- _TASK TO CARRY OUT_: Reproduce the lines of the material exactly, excluding every image.

## BEGIN

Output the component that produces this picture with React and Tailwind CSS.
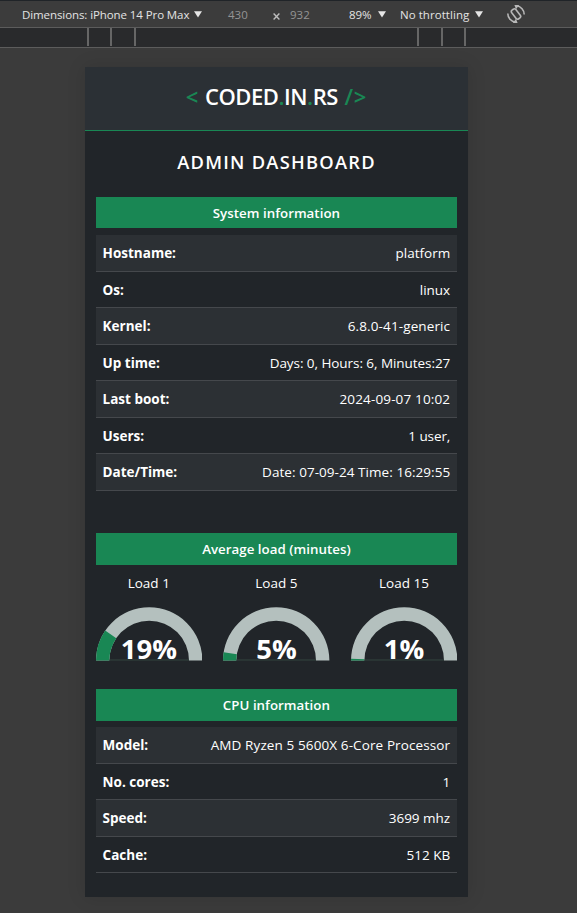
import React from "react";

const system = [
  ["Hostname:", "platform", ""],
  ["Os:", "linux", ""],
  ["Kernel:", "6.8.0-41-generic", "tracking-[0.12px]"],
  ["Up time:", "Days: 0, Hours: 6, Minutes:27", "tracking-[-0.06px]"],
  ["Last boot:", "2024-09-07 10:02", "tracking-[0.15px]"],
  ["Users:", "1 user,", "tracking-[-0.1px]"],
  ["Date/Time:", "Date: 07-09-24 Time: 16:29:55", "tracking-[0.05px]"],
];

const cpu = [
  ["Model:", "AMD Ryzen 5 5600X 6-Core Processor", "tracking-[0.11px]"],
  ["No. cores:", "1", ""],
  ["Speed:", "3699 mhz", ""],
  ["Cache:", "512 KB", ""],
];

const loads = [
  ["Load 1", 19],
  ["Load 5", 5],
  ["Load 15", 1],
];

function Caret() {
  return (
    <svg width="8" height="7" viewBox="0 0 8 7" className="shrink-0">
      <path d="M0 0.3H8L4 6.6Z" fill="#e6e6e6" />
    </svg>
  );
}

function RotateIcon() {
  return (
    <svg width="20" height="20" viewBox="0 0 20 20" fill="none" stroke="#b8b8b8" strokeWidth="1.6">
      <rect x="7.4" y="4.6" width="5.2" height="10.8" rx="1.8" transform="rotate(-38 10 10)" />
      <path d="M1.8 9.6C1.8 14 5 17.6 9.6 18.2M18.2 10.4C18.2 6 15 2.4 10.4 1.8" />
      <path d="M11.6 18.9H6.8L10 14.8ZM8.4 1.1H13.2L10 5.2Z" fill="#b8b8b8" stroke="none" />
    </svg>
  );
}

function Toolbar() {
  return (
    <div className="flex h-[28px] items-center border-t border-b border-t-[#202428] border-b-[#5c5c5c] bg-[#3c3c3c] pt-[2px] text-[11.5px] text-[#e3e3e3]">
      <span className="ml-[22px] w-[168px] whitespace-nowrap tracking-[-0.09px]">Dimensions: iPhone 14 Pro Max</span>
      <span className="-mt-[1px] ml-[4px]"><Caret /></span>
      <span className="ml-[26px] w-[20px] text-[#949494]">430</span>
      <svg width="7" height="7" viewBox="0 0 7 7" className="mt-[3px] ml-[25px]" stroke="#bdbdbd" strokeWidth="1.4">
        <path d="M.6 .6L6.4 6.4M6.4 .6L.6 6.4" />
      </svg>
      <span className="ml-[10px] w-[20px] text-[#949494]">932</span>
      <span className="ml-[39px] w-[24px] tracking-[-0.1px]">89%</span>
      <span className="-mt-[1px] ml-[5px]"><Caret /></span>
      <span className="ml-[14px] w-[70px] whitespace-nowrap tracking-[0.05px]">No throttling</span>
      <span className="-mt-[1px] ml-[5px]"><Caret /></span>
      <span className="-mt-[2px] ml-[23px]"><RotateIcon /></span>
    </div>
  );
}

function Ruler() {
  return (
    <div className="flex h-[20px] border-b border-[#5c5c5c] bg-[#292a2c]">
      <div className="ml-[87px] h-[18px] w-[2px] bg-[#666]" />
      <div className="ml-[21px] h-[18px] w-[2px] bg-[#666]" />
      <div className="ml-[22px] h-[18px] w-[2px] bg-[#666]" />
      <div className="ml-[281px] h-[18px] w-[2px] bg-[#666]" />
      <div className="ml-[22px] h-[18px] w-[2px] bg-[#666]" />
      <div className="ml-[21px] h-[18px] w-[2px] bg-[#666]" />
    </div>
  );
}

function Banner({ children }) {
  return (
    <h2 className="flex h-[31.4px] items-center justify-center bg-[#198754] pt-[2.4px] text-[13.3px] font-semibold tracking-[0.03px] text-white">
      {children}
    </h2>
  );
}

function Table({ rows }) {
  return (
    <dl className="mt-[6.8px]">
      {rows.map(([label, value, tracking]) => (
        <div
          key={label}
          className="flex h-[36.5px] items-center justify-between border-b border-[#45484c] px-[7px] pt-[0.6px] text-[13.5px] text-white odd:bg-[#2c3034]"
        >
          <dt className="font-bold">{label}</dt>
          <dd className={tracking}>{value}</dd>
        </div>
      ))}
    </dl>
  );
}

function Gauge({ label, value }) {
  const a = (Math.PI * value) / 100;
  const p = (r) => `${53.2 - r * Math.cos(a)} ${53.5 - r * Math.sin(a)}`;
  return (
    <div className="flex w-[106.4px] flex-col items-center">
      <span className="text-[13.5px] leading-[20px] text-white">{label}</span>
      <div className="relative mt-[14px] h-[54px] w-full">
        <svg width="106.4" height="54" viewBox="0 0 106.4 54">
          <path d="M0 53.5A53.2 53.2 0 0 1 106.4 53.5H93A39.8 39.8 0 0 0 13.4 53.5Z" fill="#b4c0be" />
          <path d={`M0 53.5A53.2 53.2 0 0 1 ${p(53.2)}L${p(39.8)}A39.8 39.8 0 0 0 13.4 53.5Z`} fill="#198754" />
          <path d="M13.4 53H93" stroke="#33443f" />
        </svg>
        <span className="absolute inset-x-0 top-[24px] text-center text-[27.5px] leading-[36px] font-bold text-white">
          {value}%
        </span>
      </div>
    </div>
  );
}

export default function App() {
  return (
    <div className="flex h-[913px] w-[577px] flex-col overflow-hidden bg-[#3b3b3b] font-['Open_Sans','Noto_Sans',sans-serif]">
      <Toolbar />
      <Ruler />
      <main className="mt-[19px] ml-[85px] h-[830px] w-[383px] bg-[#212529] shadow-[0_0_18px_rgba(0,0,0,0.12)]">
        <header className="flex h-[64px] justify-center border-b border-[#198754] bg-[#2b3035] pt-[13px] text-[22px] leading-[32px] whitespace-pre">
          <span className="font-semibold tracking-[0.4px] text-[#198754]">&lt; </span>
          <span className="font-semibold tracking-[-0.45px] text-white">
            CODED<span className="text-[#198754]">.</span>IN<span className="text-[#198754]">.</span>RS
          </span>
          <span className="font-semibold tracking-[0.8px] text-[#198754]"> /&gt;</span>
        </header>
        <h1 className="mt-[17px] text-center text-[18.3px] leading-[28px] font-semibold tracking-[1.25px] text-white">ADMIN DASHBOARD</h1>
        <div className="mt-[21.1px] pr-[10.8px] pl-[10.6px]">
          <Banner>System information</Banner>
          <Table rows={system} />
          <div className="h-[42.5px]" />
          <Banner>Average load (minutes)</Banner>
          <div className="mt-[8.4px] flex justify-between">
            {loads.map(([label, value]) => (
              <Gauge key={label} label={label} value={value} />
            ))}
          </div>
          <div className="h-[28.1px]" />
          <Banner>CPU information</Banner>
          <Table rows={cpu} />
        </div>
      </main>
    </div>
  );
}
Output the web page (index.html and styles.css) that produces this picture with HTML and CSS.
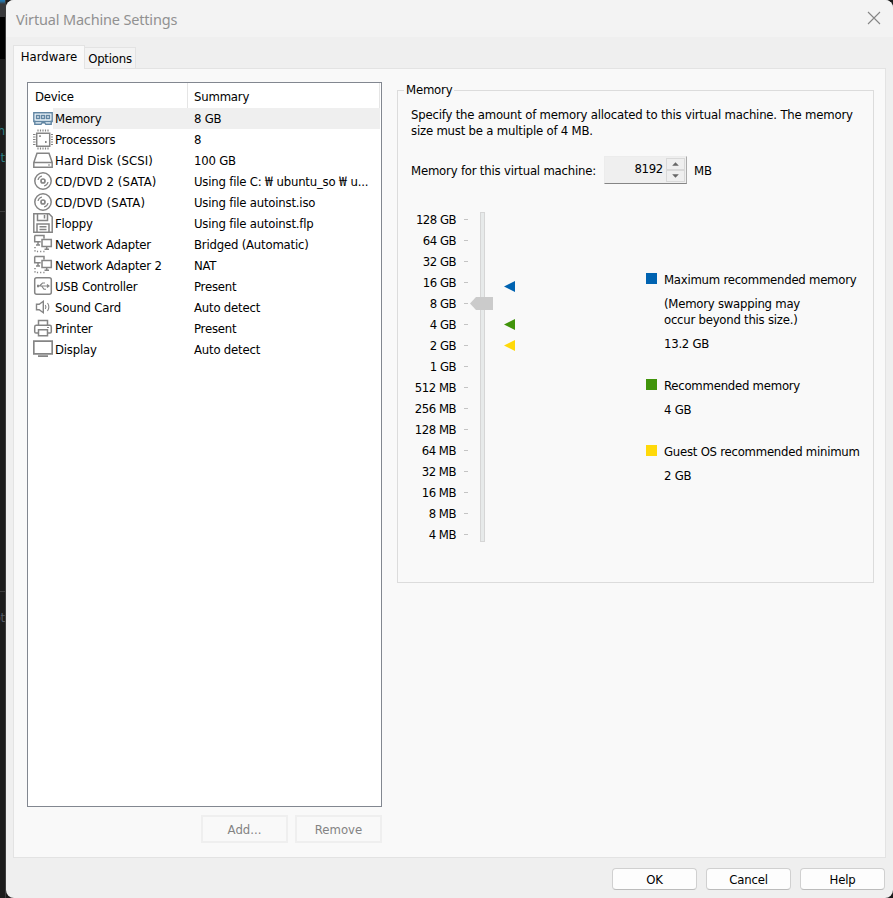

## END

- _TASK RESULT_:
Output the component that produces this picture with React and Tailwind CSS.
import React from "react";

const system = [
  ["Hostname:", "platform", ""],
  ["Os:", "linux", ""],
  ["Kernel:", "6.8.0-41-generic", "tracking-[0.12px]"],
  ["Up time:", "Days: 0, Hours: 6, Minutes:27", "tracking-[-0.06px]"],
  ["Last boot:", "2024-09-07 10:02", "tracking-[0.15px]"],
  ["Users:", "1 user,", "tracking-[-0.1px]"],
  ["Date/Time:", "Date: 07-09-24 Time: 16:29:55", "tracking-[0.05px]"],
];

const cpu = [
  ["Model:", "AMD Ryzen 5 5600X 6-Core Processor", "tracking-[0.11px]"],
  ["No. cores:", "1", ""],
  ["Speed:", "3699 mhz", ""],
  ["Cache:", "512 KB", ""],
];

const loads = [
  ["Load 1", 19],
  ["Load 5", 5],
  ["Load 15", 1],
];

function Caret() {
  return (
    <svg width="8" height="7" viewBox="0 0 8 7" className="shrink-0">
      <path d="M0 0.3H8L4 6.6Z" fill="#e6e6e6" />
    </svg>
  );
}

function RotateIcon() {
  return (
    <svg width="20" height="20" viewBox="0 0 20 20" fill="none" stroke="#b8b8b8" strokeWidth="1.6">
      <rect x="7.4" y="4.6" width="5.2" height="10.8" rx="1.8" transform="rotate(-38 10 10)" />
      <path d="M1.8 9.6C1.8 14 5 17.6 9.6 18.2M18.2 10.4C18.2 6 15 2.4 10.4 1.8" />
      <path d="M11.6 18.9H6.8L10 14.8ZM8.4 1.1H13.2L10 5.2Z" fill="#b8b8b8" stroke="none" />
    </svg>
  );
}

function Toolbar() {
  return (
    <div className="flex h-[28px] items-center border-t border-b border-t-[#202428] border-b-[#5c5c5c] bg-[#3c3c3c] pt-[2px] text-[11.5px] text-[#e3e3e3]">
      <span className="ml-[22px] w-[168px] whitespace-nowrap tracking-[-0.09px]">Dimensions: iPhone 14 Pro Max</span>
      <span className="-mt-[1px] ml-[4px]"><Caret /></span>
      <span className="ml-[26px] w-[20px] text-[#949494]">430</span>
      <svg width="7" height="7" viewBox="0 0 7 7" className="mt-[3px] ml-[25px]" stroke="#bdbdbd" strokeWidth="1.4">
        <path d="M.6 .6L6.4 6.4M6.4 .6L.6 6.4" />
      </svg>
      <span className="ml-[10px] w-[20px] text-[#949494]">932</span>
      <span className="ml-[39px] w-[24px] tracking-[-0.1px]">89%</span>
      <span className="-mt-[1px] ml-[5px]"><Caret /></span>
      <span className="ml-[14px] w-[70px] whitespace-nowrap tracking-[0.05px]">No throttling</span>
      <span className="-mt-[1px] ml-[5px]"><Caret /></span>
      <span className="-mt-[2px] ml-[23px]"><RotateIcon /></span>
    </div>
  );
}

function Ruler() {
  return (
    <div className="flex h-[20px] border-b border-[#5c5c5c] bg-[#292a2c]">
      <div className="ml-[87px] h-[18px] w-[2px] bg-[#666]" />
      <div className="ml-[21px] h-[18px] w-[2px] bg-[#666]" />
      <div className="ml-[22px] h-[18px] w-[2px] bg-[#666]" />
      <div className="ml-[281px] h-[18px] w-[2px] bg-[#666]" />
      <div className="ml-[22px] h-[18px] w-[2px] bg-[#666]" />
      <div className="ml-[21px] h-[18px] w-[2px] bg-[#666]" />
    </div>
  );
}

function Banner({ children }) {
  return (
    <h2 className="flex h-[31.4px] items-center justify-center bg-[#198754] pt-[2.4px] text-[13.3px] font-semibold tracking-[0.03px] text-white">
      {children}
    </h2>
  );
}

function Table({ rows }) {
  return (
    <dl className="mt-[6.8px]">
      {rows.map(([label, value, tracking]) => (
        <div
          key={label}
          className="flex h-[36.5px] items-center justify-between border-b border-[#45484c] px-[7px] pt-[0.6px] text-[13.5px] text-white odd:bg-[#2c3034]"
        >
          <dt className="font-bold">{label}</dt>
          <dd className={tracking}>{value}</dd>
        </div>
      ))}
    </dl>
  );
}

function Gauge({ label, value }) {
  const a = (Math.PI * value) / 100;
  const p = (r) => `${53.2 - r * Math.cos(a)} ${53.5 - r * Math.sin(a)}`;
  return (
    <div className="flex w-[106.4px] flex-col items-center">
      <span className="text-[13.5px] leading-[20px] text-white">{label}</span>
      <div className="relative mt-[14px] h-[54px] w-full">
        <svg width="106.4" height="54" viewBox="0 0 106.4 54">
          <path d="M0 53.5A53.2 53.2 0 0 1 106.4 53.5H93A39.8 39.8 0 0 0 13.4 53.5Z" fill="#b4c0be" />
          <path d={`M0 53.5A53.2 53.2 0 0 1 ${p(53.2)}L${p(39.8)}A39.8 39.8 0 0 0 13.4 53.5Z`} fill="#198754" />
          <path d="M13.4 53H93" stroke="#33443f" />
        </svg>
        <span className="absolute inset-x-0 top-[24px] text-center text-[27.5px] leading-[36px] font-bold text-white">
          {value}%
        </span>
      </div>
    </div>
  );
}

export default function App() {
  return (
    <div className="flex h-[913px] w-[577px] flex-col overflow-hidden bg-[#3b3b3b] font-['Open_Sans','Noto_Sans',sans-serif]">
      <Toolbar />
      <Ruler />
      <main className="mt-[19px] ml-[85px] h-[830px] w-[383px] bg-[#212529] shadow-[0_0_18px_rgba(0,0,0,0.12)]">
        <header className="flex h-[64px] justify-center border-b border-[#198754] bg-[#2b3035] pt-[13px] text-[22px] leading-[32px] whitespace-pre">
          <span className="font-semibold tracking-[0.4px] text-[#198754]">&lt; </span>
          <span className="font-semibold tracking-[-0.45px] text-white">
            CODED<span className="text-[#198754]">.</span>IN<span className="text-[#198754]">.</span>RS
          </span>
          <span className="font-semibold tracking-[0.8px] text-[#198754]"> /&gt;</span>
        </header>
        <h1 className="mt-[17px] text-center text-[18.3px] leading-[28px] font-semibold tracking-[1.25px] text-white">ADMIN DASHBOARD</h1>
        <div className="mt-[21.1px] pr-[10.8px] pl-[10.6px]">
          <Banner>System information</Banner>
          <Table rows={system} />
          <div className="h-[42.5px]" />
          <Banner>Average load (minutes)</Banner>
          <div className="mt-[8.4px] flex justify-between">
            {loads.map(([label, value]) => (
              <Gauge key={label} label={label} value={value} />
            ))}
          </div>
          <div className="h-[28.1px]" />
          <Banner>CPU information</Banner>
          <Table rows={cpu} />
        </div>
      </main>
    </div>
  );
}
Output the web page (index.html and styles.css) that produces this picture with HTML and CSS.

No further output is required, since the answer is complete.